An internal “personnel statement” for Mr Yang’s unlisted Marine Parade Holdings, dated April 11, 2014, shows that the company had five employees, all of whom were employed full time.
The two existing executives, a “director/marketing assistant” named Kaiyuan Yang, who is understood to be related to Mr Yang, and Ran Pang, a “financial assistant”, each had stated annual salaries of $45,767 — barely a quarter of the $185,000 salaries for the two new employees.
Immigration department documents obtained by The Weekend Australian show that the visa application of one of the alleged new executives, Xiaohua An, now 54, was rejected by the department in August 2014 because it “failed to meet all the criteria” of an employer-sponsored nomination.
This included the fact that the small size of Marine Parade Holdings meant it did not need “a full-time paid corporate general manager”. It also found Mr An did not meet the starting requirement of already holding a 457 skilled temporary work visa.
Weeks later, on September 24, Mr An was granted a permanent residency visa.
On September 12, fellow alleged Marine Parade Holdings “corporate general manager” Guiying Jia was also granted a permanent residency visa.
The pair were accompanied by four associates, understood to be two partners and two dependants. They were also granted permanent residency visas.
Mr Yang declined to respond to written questions regarding those visa applications and Marine Parade “employees”. One of his companies said it was unable to do so due to “privacy” concerns.

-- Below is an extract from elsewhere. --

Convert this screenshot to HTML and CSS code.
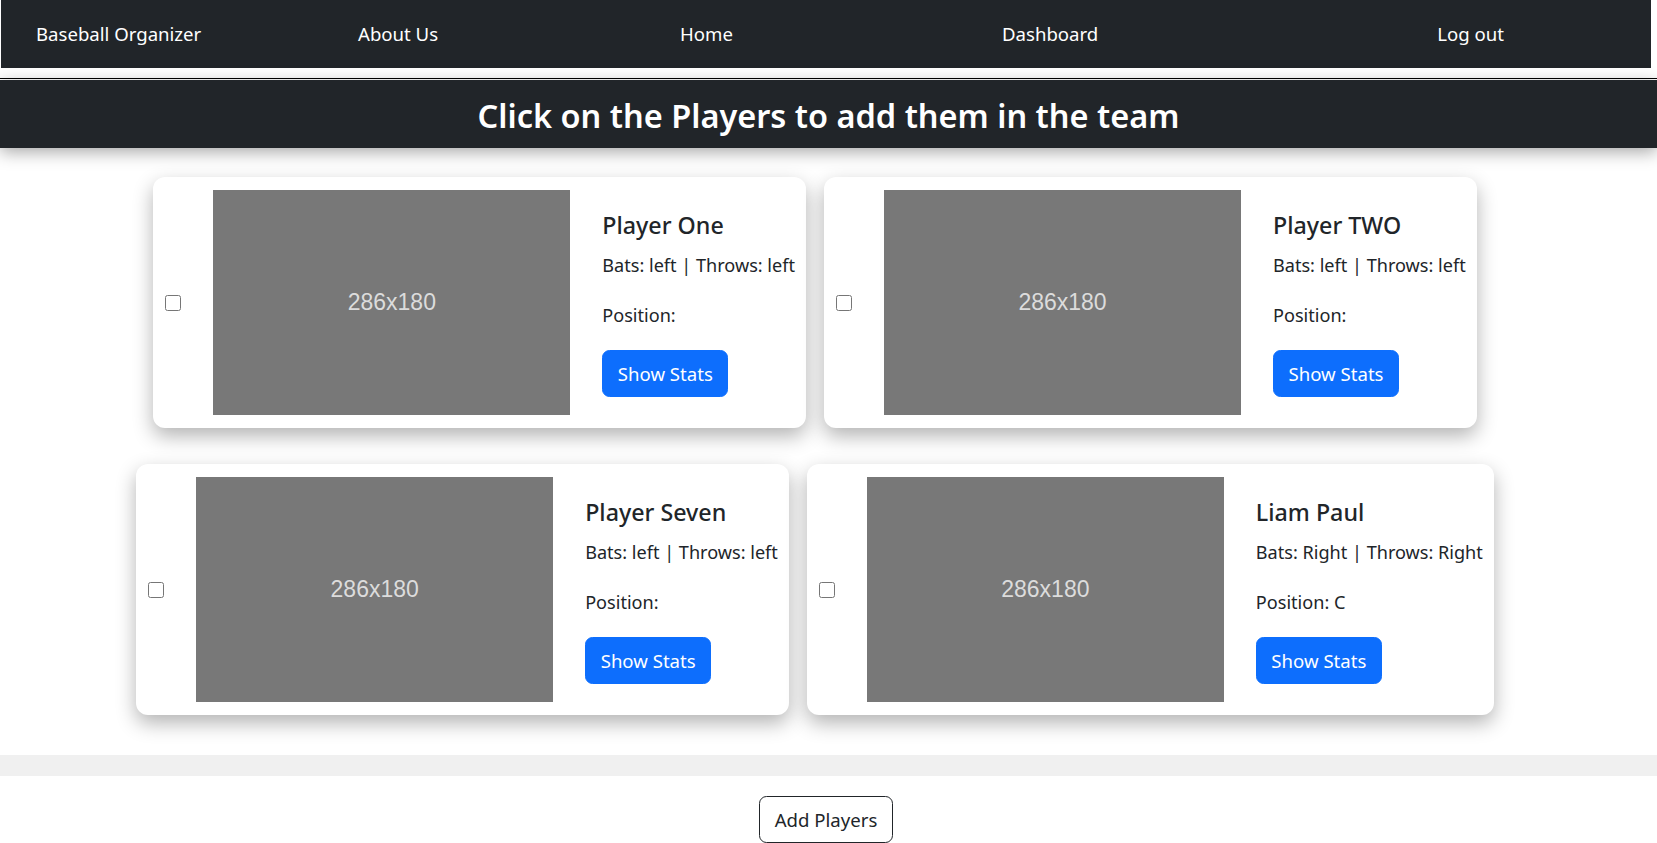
FILE: index.html
```html
<!DOCTYPE html>
<html lang="en">
<head>
<meta charset="utf-8">
<title>Baseball Organizer</title>
<link rel="stylesheet" href="styles.css">
</head>
<body>
<nav class="navbar">
  <a class="nav-item" href="#">Baseball Organizer</a>
  <a class="nav-item" href="#">About Us</a>
  <a class="nav-item" href="#">Home</a>
  <a class="nav-item" href="#">Dashboard</a>
  <a class="nav-item nav-logout" href="#">Log out</a>
</nav>
<div class="divider"></div>
<header class="page-header">
  <h3 class="page-title">Click on the Players to add them in the team</h3>
</header>
<main class="players">
  <div class="card-row">
    <div class="card">
      <div class="check-col"><input type="checkbox" class="pick"></div>
      <div class="thumb">286x180</div>
      <div class="card-body">
        <h5 class="card-title">Player One</h5>
        <p class="card-text">Bats: left | Throws: left</p>
        <p class="card-text">Position: </p>
        <button class="btn btn-primary">Show Stats</button>
      </div>
    </div>
    <div class="card">
      <div class="check-col"><input type="checkbox" class="pick"></div>
      <div class="thumb">286x180</div>
      <div class="card-body">
        <h5 class="card-title">Player TWO</h5>
        <p class="card-text">Bats: left | Throws: left</p>
        <p class="card-text">Position: </p>
        <button class="btn btn-primary">Show Stats</button>
      </div>
    </div>
  </div>
  <div class="card-row">
    <div class="card">
      <div class="check-col"><input type="checkbox" class="pick"></div>
      <div class="thumb">286x180</div>
      <div class="card-body">
        <h5 class="card-title">Player Seven</h5>
        <p class="card-text">Bats: left | Throws: left</p>
        <p class="card-text">Position: </p>
        <button class="btn btn-primary">Show Stats</button>
      </div>
    </div>
    <div class="card">
      <div class="check-col"><input type="checkbox" class="pick"></div>
      <div class="thumb">286x180</div>
      <div class="card-body">
        <h5 class="card-title">Liam Paul</h5>
        <p class="card-text">Bats: Right | Throws: Right</p>
        <p class="card-text">Position: C</p>
        <button class="btn btn-primary">Show Stats</button>
      </div>
    </div>
  </div>
</main>
<div class="band"></div>
<div class="actions">
  <button class="btn btn-outline-dark">Add Players</button>
</div>
</body>
</html>
```
FILE: styles.css
```css
* {
  box-sizing: border-box;
}

body {
  margin: 0;
  font-family: "Noto Sans", "Open Sans", sans-serif;
  font-size: 18.6px;
  color: #212529;
  background: #fff;
}

.navbar {
  display: flex;
  align-items: center;
  height: 68px;
  margin: 0 6px 0 1px;
  padding-left: 35px;
  background: #212529;
}

.nav-item {
  width: 322px;
  color: #fff;
  text-decoration: none;
  font-size: 18.6px;
  line-height: 28px;
}

.nav-logout {
  width: auto;
  margin-left: auto;
  margin-right: 147px;
}

.divider {
  height: 2px;
  margin-top: 10px;
  border-top: 1px solid #000;
  background: #fff;
}

.page-header {
  display: flex;
  align-items: center;
  justify-content: center;
  height: 68px;
  padding-top: 2px;
  background: #212529;
  box-shadow: 0 4px 16px rgba(0, 0, 0, 0.35);
}

.page-title {
  margin: 0;
  color: #fff;
  font-size: 32.5px;
  font-weight: 600;
  line-height: 1.2;
}

.players {
  padding: 29px 27px 0 0;
}

.card-row {
  display: flex;
  justify-content: center;
  gap: 18px;
}

.card-row + .card-row {
  margin-top: 36px;
}

.card {
  display: flex;
  padding: 13px 11px 13px 12px;
  background: #fff;
  border-radius: 12px;
  box-shadow: 0 8px 20px rgba(0, 0, 0, 0.3);
}

.check-col {
  display: flex;
  align-items: center;
  width: 48px;
  flex: none;
}

.pick {
  width: 16px;
  height: 16px;
  margin: 0;
}

.thumb {
  display: flex;
  align-items: center;
  justify-content: center;
  flex: none;
  width: 357px;
  height: 225px;
  background: #787878;
  color: #dcdcdc;
  font-family: "Liberation Sans", Arial, sans-serif;
  font-size: 23px;
}

.card-body {
  padding: 20px 0 0 32px;
}

.card-title {
  margin: 0 0 10px;
  font-size: 23.25px;
  font-weight: 500;
  line-height: 30px;
}

.card-text {
  margin: 0 0 20px;
  font-size: 18.1px;
  line-height: 30px;
  white-space: nowrap;
}

.btn {
  display: inline-block;
  padding: 7.5px 14.5px;
  font: inherit;
  font-size: 18.6px;
  line-height: 30px;
  border: 1px solid transparent;
  border-radius: 7.5px;
  cursor: pointer;
}

.btn-primary {
  background: #0d6efd;
  border-color: #0d6efd;
  color: #fff;
}

.btn-outline-dark {
  background: transparent;
  border-color: #212529;
  color: #212529;
}

.band {
  height: 21px;
  margin-top: 40px;
  background: #f0f0f0;
}

.actions {
  display: flex;
  justify-content: center;
  padding: 20px 5px 0 0;
}
```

Mr Yang made headlines in 2014 for developing the $85m, luxury 25-level Sanbano tower on Marine Parade in Coolangatta on the Gold Coast, which sold apartments with asking prices starting above $2m. The tower was dubbed “the Palazzo Versace of the southern Gold Coast”.

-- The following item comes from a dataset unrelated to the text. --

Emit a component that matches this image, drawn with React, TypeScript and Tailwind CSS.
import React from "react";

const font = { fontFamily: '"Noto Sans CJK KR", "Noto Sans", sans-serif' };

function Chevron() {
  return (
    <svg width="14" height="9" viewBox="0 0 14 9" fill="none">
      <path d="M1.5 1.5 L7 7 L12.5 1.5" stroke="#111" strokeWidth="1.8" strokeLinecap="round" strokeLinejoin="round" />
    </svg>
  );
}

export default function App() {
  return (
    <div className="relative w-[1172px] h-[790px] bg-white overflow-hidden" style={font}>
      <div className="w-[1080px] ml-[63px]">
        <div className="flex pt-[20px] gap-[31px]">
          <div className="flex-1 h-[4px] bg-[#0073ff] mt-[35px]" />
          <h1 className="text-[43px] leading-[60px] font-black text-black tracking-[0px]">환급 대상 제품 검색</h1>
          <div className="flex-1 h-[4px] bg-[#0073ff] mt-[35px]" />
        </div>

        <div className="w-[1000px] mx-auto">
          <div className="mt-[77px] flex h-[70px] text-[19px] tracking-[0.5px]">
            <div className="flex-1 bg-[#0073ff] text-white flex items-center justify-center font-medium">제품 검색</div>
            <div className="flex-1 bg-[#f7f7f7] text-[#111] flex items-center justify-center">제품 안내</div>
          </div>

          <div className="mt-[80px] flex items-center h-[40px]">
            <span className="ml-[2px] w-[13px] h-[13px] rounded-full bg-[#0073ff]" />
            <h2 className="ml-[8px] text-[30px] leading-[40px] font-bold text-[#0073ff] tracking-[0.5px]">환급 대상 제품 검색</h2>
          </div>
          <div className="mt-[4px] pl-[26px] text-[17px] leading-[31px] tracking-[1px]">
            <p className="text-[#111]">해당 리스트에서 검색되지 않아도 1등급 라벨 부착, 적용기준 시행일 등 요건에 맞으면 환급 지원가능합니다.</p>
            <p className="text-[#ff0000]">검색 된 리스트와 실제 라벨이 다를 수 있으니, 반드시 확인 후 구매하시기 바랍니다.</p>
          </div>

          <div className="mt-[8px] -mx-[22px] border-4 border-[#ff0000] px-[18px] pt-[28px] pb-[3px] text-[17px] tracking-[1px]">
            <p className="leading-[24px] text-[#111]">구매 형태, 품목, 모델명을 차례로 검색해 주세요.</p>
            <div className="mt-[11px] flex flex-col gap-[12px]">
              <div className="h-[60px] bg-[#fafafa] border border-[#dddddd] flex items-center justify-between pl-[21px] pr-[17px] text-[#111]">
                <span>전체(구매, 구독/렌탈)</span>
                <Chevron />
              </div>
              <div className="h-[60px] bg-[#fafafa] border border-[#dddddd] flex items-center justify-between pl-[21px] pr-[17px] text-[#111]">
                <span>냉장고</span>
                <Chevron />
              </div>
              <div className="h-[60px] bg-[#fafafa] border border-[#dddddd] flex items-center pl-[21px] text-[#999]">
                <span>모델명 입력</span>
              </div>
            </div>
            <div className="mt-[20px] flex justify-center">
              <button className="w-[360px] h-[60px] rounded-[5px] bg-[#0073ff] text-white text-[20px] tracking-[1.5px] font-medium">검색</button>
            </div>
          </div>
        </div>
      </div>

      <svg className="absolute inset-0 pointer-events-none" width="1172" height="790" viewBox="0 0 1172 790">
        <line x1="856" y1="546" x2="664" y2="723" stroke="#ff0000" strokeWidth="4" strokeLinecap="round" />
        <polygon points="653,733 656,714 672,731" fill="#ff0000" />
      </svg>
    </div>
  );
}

The previous year, Mr Yang took control of Kaili Resources, a near worthless “mining exploration” company listed on the ASX, whose only assets are a handful of tenements in Western Australia and Queensland. The company is incorporated in the tax haven of Bermuda. The majority shareholder of Kaili Resources Limited is an entity called Treasure Unicorn Limited, which is fully controlled by Mongolia Yitai Investment Co Ltd, a Chinese coal company that is an arm of China’s Communist Party. Its major operating arm, the Hong Kong and Shanghai stock exchange-listed Mongolia Yitai Coal Co Ltd, stated in its 2015 annual report that one of its four corporate principles was “the enhancement of the leadership of the Communist Party of China to the enterprise”. [So the big “linked to the Communist Party” “gotcha” line is that a private, (British) tax-haven-listed shell company is using corporatese gobbledygook to imply association with and/or get close to to the Chinese government? Please. Given the usual high standard of Mr Klan’s work, I suspect that this grasping at straws is the work of his editors. }
Like ASF Group, Kaili Resources has consistently delivered losses to shareholders, reporting a loss of $712,107 last financial year and a loss of $625,320 the year before.
A spokesman for Kaili Resources did not respond to questions about the alleged visa scam, but denied any wrongdoing and said the company was not connected in any way to ASF Group.
However, Kaili Resources and ASF Group are closely connected: they have had shared directors, Kaili Resources Limited owns 100 per cent of a subsidiary called ASF Kaili Resource Pty Ltd, and Kaili Resources Limited used to operate from ASF Group’s Circular Quay offices.